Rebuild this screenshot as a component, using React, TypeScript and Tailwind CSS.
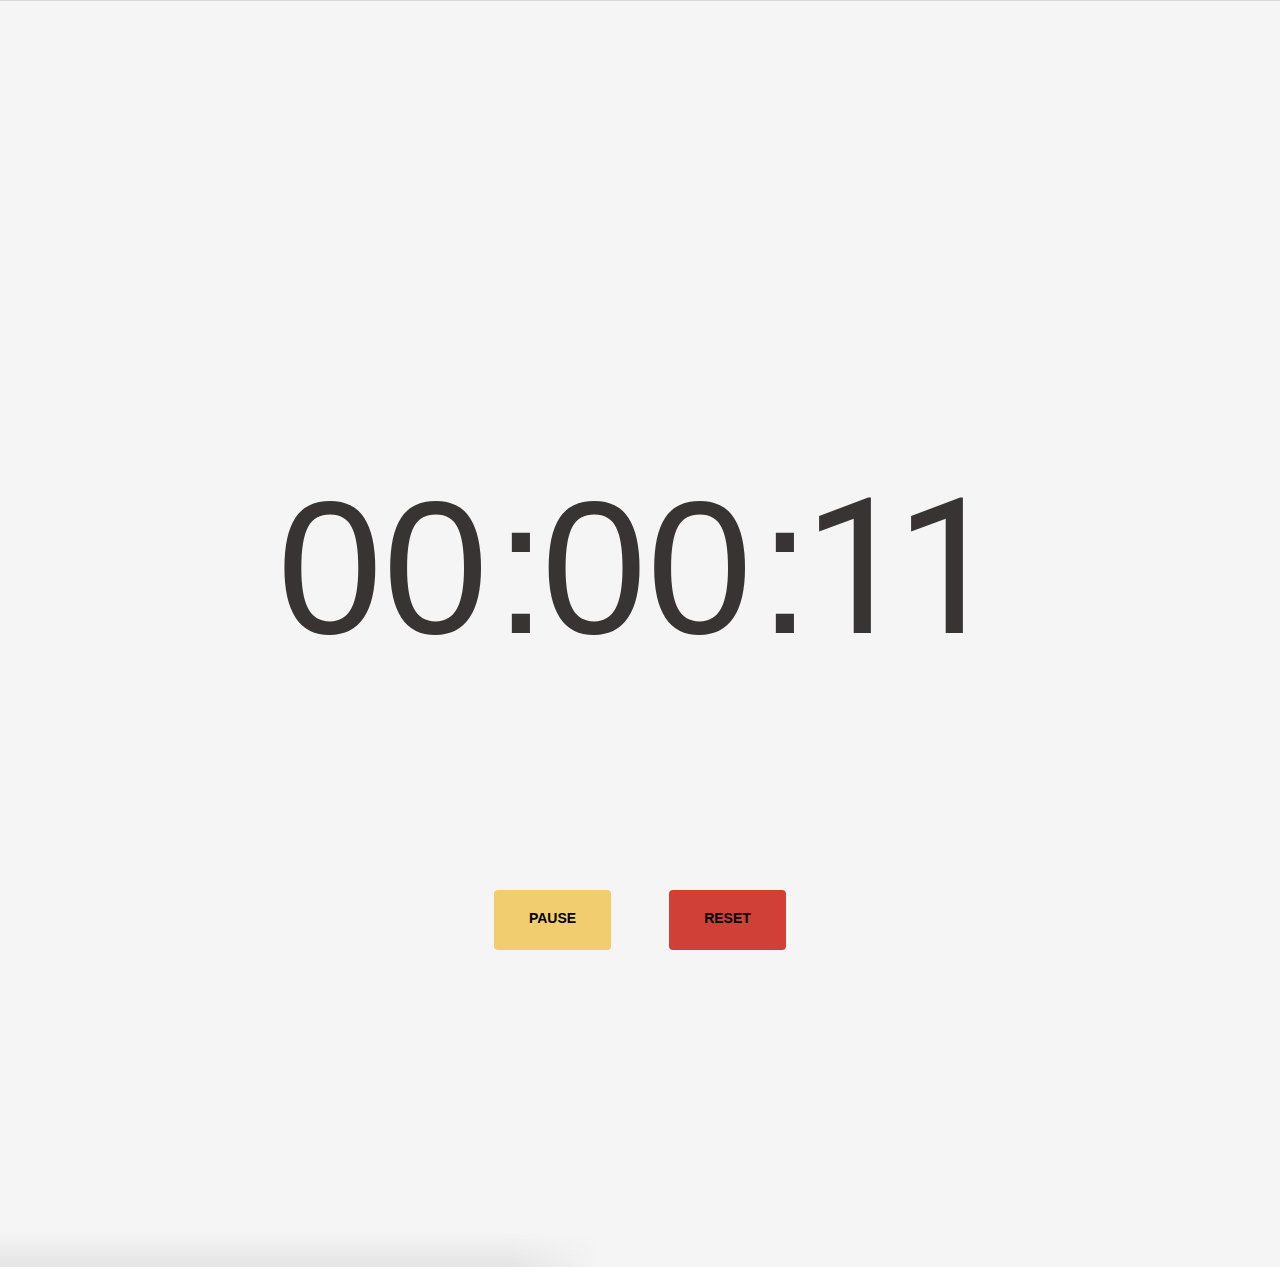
export default function App() {
  return (
    <div className="relative min-h-[1267px] w-full overflow-hidden border-t border-[#d8d8d8] bg-[#f5f5f5] font-['Liberation_Sans',Arial,sans-serif]">
      <div className="flex flex-col items-center pt-[471px]">
        {/* Clock */}
        <div className="whitespace-nowrap pr-[16px] text-[190px] leading-none text-[#383434]">
          <span>00</span>
          <span className="inline-block pl-[6px] tracking-[-6px]">:</span>
          <span>00</span>
          <span className="inline-block pl-[6px] tracking-[-8px]">:</span>
          <span className="inline-block font-['Roboto',sans-serif] tracking-[-15px]">11</span>
        </div>

        {/* Controls */}
        <div className="mt-[227px] flex gap-[58px]">
          <button className="h-[60px] w-[117px] rounded-[4px] bg-[#f2cd6f] pb-[3px] text-[14px] font-bold text-black">
            PAUSE
          </button>
          <button className="h-[60px] w-[117px] rounded-[4px] bg-[#d04037] pb-[3px] text-[14px] font-bold text-black">
            RESET
          </button>
        </div>
      </div>

      {/* faint shadow at the bottom-left edge */}
      <div className="pointer-events-none absolute bottom-0 left-0 h-[34px] w-[600px] bg-gradient-to-b from-transparent to-[#e4e4e4] [mask-image:linear-gradient(to_right,black_85%,transparent)]" />
    </div>
  );
}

#### [WHAT YOU SHOULD DO]
Transcribe the material exactly, leaving every picture out.

#### [EXERCISE RESULT]
Rebuild this screenshot as a component, using React, TypeScript and Tailwind CSS.
export default function App() {
  return (
    <div className="relative min-h-[1267px] w-full overflow-hidden border-t border-[#d8d8d8] bg-[#f5f5f5] font-['Liberation_Sans',Arial,sans-serif]">
      <div className="flex flex-col items-center pt-[471px]">
        {/* Clock */}
        <div className="whitespace-nowrap pr-[16px] text-[190px] leading-none text-[#383434]">
          <span>00</span>
          <span className="inline-block pl-[6px] tracking-[-6px]">:</span>
          <span>00</span>
          <span className="inline-block pl-[6px] tracking-[-8px]">:</span>
          <span className="inline-block font-['Roboto',sans-serif] tracking-[-15px]">11</span>
        </div>

        {/* Controls */}
        <div className="mt-[227px] flex gap-[58px]">
          <button className="h-[60px] w-[117px] rounded-[4px] bg-[#f2cd6f] pb-[3px] text-[14px] font-bold text-black">
            PAUSE
          </button>
          <button className="h-[60px] w-[117px] rounded-[4px] bg-[#d04037] pb-[3px] text-[14px] font-bold text-black">
            RESET
          </button>
        </div>
      </div>

      {/* faint shadow at the bottom-left edge */}
      <div className="pointer-events-none absolute bottom-0 left-0 h-[34px] w-[600px] bg-gradient-to-b from-transparent to-[#e4e4e4] [mask-image:linear-gradient(to_right,black_85%,transparent)]" />
    </div>
  );
}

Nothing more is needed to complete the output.